Mobile Publishing Startup Onswipe to Close, Avoids Bankruptcy by Selling Itself
Fortune is reporting this morning (5 August 2014) that Onswipe has been sold off:
A private message from Onswipe CEO Jonty Kelt, obtained by Fortune, called the deal a “soft landing,” which is startup parlance for failure.
Update (12 August 2014): The deal was officially announced today. The following story is mostly correct, with one exception: at least one existing investor, Spark Capital, will be getting equity in Beanstock as part of the deal.
Not to be mean, but this is one of those times that I wonder why a company stuck with an unworkable idea for so long.
Initially, Onswipe set an ambitious goal: "to power the way the world experiences the web on tablets". This startup developed a unique publishing platform which enabled websites to take their existing content, automatically generate an app-like layout for mobile devices, and monetize it by adding adverts. At first the platform was only designed to support the iPad, but it was later expanded with support for a couple Android tablets, including the Nexus 7 and Kindle Fire, the iPhone, and (in late 2013) Android smartphones.
As you can see in the screenshot above, this looks like a cool idea, but unfortunately the nifty-ness of the tech didn’t translate into market success. Hardly any publisher wanted to use Onswipe; last fall Onswipe boasted that 27 million website visitors were viewing an Onswipe supported site each month. Compared to the 500 million plus iDevices then in use, that is a relatively small number.

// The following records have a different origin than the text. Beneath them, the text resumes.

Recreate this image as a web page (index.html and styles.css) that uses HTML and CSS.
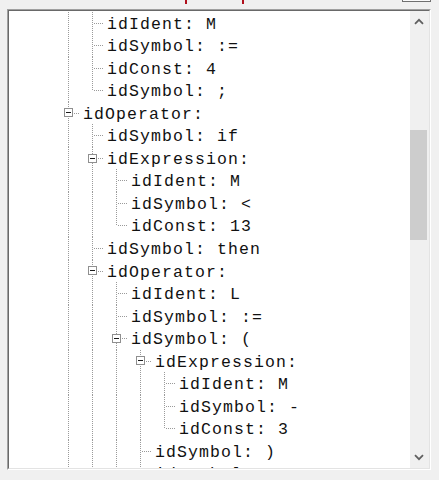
FILE: index.html
```html
<!DOCTYPE html>
<html>
<head>
<meta charset="utf-8">
<link rel="stylesheet" href="styles.css">
</head>
<body>
<div class="window">
  <div class="topbar">
    <span class="mark m1"></span>
    <span class="mark m2"></span>
    <span class="btn-edge"></span>
  </div>
  <div class="frame">
    <div class="frame-inner">
      <div class="tree">
        <div class="row"><span class="g v"></span><span class="g t"></span><span class="label">idIdent: M</span></div>
        <div class="row"><span class="g v"></span><span class="g t"></span><span class="label">idSymbol: :=</span></div>
        <div class="row"><span class="g v"></span><span class="g t"></span><span class="label">idConst: 4</span></div>
        <div class="row"><span class="g v"></span><span class="g e"></span><span class="label">idSymbol: ;</span></div>
        <div class="row"><span class="g t x"><span class="box"></span></span><span class="label">idOperator:</span></div>
        <div class="row"><span class="g v"></span><span class="g t"></span><span class="label">idSymbol: if</span></div>
        <div class="row"><span class="g v"></span><span class="g t x"><span class="box"></span></span><span class="label">idExpression:</span></div>
        <div class="row"><span class="g v"></span><span class="g v"></span><span class="g t"></span><span class="label">idIdent: M</span></div>
        <div class="row"><span class="g v"></span><span class="g v"></span><span class="g t"></span><span class="label">idSymbol: &lt;</span></div>
        <div class="row"><span class="g v"></span><span class="g v"></span><span class="g e"></span><span class="label">idConst: 13</span></div>
        <div class="row"><span class="g v"></span><span class="g t"></span><span class="label">idSymbol: then</span></div>
        <div class="row"><span class="g v"></span><span class="g t x"><span class="box"></span></span><span class="label">idOperator:</span></div>
        <div class="row"><span class="g v"></span><span class="g v"></span><span class="g t"></span><span class="label">idIdent: L</span></div>
        <div class="row"><span class="g v"></span><span class="g v"></span><span class="g t"></span><span class="label">idSymbol: :=</span></div>
        <div class="row"><span class="g v"></span><span class="g v"></span><span class="g t x"><span class="box"></span></span><span class="label">idSymbol: (</span></div>
        <div class="row"><span class="g v"></span><span class="g v"></span><span class="g v"></span><span class="g t x"><span class="box"></span></span><span class="label">idExpression:</span></div>
        <div class="row"><span class="g v"></span><span class="g v"></span><span class="g v"></span><span class="g v"></span><span class="g t"></span><span class="label">idIdent: M</span></div>
        <div class="row"><span class="g v"></span><span class="g v"></span><span class="g v"></span><span class="g v"></span><span class="g t"></span><span class="label">idSymbol: -</span></div>
        <div class="row"><span class="g v"></span><span class="g v"></span><span class="g v"></span><span class="g v"></span><span class="g e"></span><span class="label">idConst: 3</span></div>
        <div class="row"><span class="g v"></span><span class="g v"></span><span class="g v"></span><span class="g t"></span><span class="label">idSymbol: )</span></div>
        <div class="row"><span class="g v"></span><span class="g v"></span><span class="g v"></span><span class="g t"></span><span class="label">idSymbol: ;</span></div>
      </div>
      <div class="scrollbar">
        <div class="sb-btn">
          <svg width="10" height="7" viewBox="0 0 10 7"><polyline points="1,5.8 5,1.8 9,5.8" fill="none" stroke="#606060" stroke-width="1.8"/></svg>
        </div>
        <div class="sb-track"><div class="sb-thumb"></div></div>
        <div class="sb-btn">
          <svg width="10" height="7" viewBox="0 0 10 7"><polyline points="1,1.2 5,5.2 9,1.2" fill="none" stroke="#606060" stroke-width="1.8"/></svg>
        </div>
      </div>
    </div>
  </div>
</div>
</body>
</html>
```

FILE: styles.css
```css
html, body {
  margin: 0;
  padding: 0;
  background: #f0f0f0;
}

.window {
  width: 439px;
  height: 480px;
  overflow: hidden;
  background: #f0f0f0;
}

.topbar {
  display: flex;
  align-items: flex-start;
  height: 9px;
}

.mark {
  display: block;
  width: 2px;
  height: 4px;
  background: #b0101c;
}

.m1 { margin-left: 185px; }
.m2 { margin-left: 55px; }

.btn-edge {
  display: block;
  margin-left: 158px;
  width: 29px;
  height: 2px;
  box-sizing: border-box;
  border: 1px solid #707070;
  border-top: none;
  background: #fafafa;
}

.frame {
  margin-left: 7px;
  width: 424px;
  height: 461px;
  box-sizing: border-box;
  border: 1px solid;
  border-color: #a0a0a0 #ffffff #ffffff #a0a0a0;
}

.frame-inner {
  height: 100%;
  box-sizing: border-box;
  border: 1px solid;
  border-color: #696969 #e3e3e3 #e3e3e3 #696969;
  display: flex;
  background: #ffffff;
}

.tree {
  flex: 1;
  overflow: hidden;
  padding-left: 47px;
  padding-top: 0.5px;
  font-family: "Liberation Mono", "Courier New", monospace;
  font-size: 16.5px;
  letter-spacing: 1.1px;
  color: #111;
}

.row {
  display: flex;
  height: 22.55px;
  line-height: 22.55px;
  white-space: pre;
}

.g {
  flex: none;
  width: 24px;
  height: 100%;
  display: flex;
  align-items: center;
  background-repeat: no-repeat;
}

.v {
  background-image: repeating-linear-gradient(to bottom, #9a9a9a 0 1px, transparent 1px 2px);
  background-position: 12px 0;
  background-size: 1px 100%;
}

.t {
  background-image:
    repeating-linear-gradient(to bottom, #9a9a9a 0 1px, transparent 1px 2px),
    repeating-linear-gradient(to right, #9a9a9a 0 1px, transparent 1px 2px);
  background-position: 12px 0, 14px 11px;
  background-size: 1px 100%, 10px 1px;
}

.e {
  background-image:
    repeating-linear-gradient(to bottom, #9a9a9a 0 1px, transparent 1px 2px),
    repeating-linear-gradient(to right, #9a9a9a 0 1px, transparent 1px 2px);
  background-position: 12px 0, 14px 11px;
  background-size: 1px 12px, 10px 1px;
}

.box {
  display: block;
  margin-left: 8px;
  width: 9px;
  height: 9px;
  box-sizing: border-box;
  border: 1px solid #8f8f8f;
  background: linear-gradient(#1a1a1a, #1a1a1a) center / 5px 1px no-repeat, #ffffff;
}

.label {
  padding-left: 3px;
  padding-top: 2px;
}

.scrollbar {
  flex: none;
  width: 19px;
  box-sizing: border-box;
  padding-right: 2px;
  background: #f0f0f0;
  display: flex;
  flex-direction: column;
}

.sb-btn {
  height: 21px;
  display: flex;
  align-items: center;
  justify-content: center;
}

.sb-track {
  flex: 1;
}

.sb-thumb {
  margin-top: 98px;
  height: 110px;
  background: #cdcdcd;
}
```
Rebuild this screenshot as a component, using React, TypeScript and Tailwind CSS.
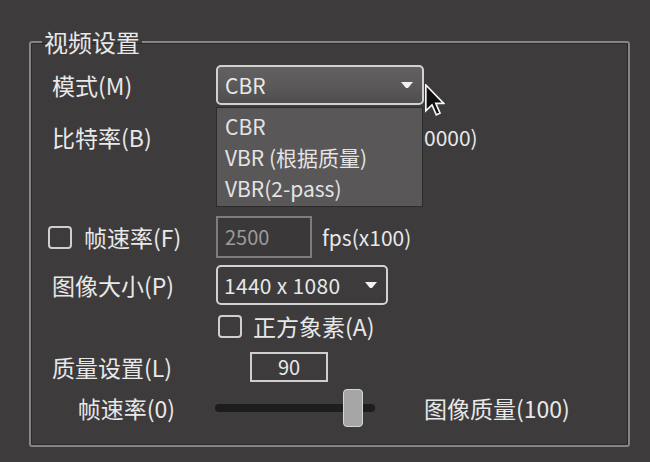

Frankly, I’m not surprised by the limited adoption or by today’s news. As I pointed out last fall, Onswipe was promoting a solution which was – at best- clunky when it launched. By the time it was working well enough to offer consistent performance, it had been made redundant by advances in website design.
Thanks to a concept called responsive web design, Onswipe’s proprietary platform was redundant. If you take a moment from reading this post and adjust your browser window so it is narrow and tall, you’ll see that a well-designed website (or even an adequately designed site such as this one) supports all screen sizes from smartphone to desktop. That effectively killed any need for Onswipe.
Onswipe is reportedly selling for just enough to retire its $2.5 million in debts and pay off a $2 million convertible bridge note raised this spring. The latter was provided six months ago “to keep the company alive in order to find a soft landing,” Onswipe CEO Jonty Kelt wrote in an email obtained by Fortune.
The company had raised around $12 million in funding.
According to Kelt’s email, Beanstock Media is acquiring Onswipe because it does not have a mobile strategy, and because it wanted more direct sales and a New York presence. This firm bills itself as a publisher trading desk company for ad placements. It had reportedly brought in $40 million in revenue in 2013, far more than the roughly $500,000 in monthly revenue Onswipe was reportedly generating.
It will absorb 24 of Onswipe’s 28 employees.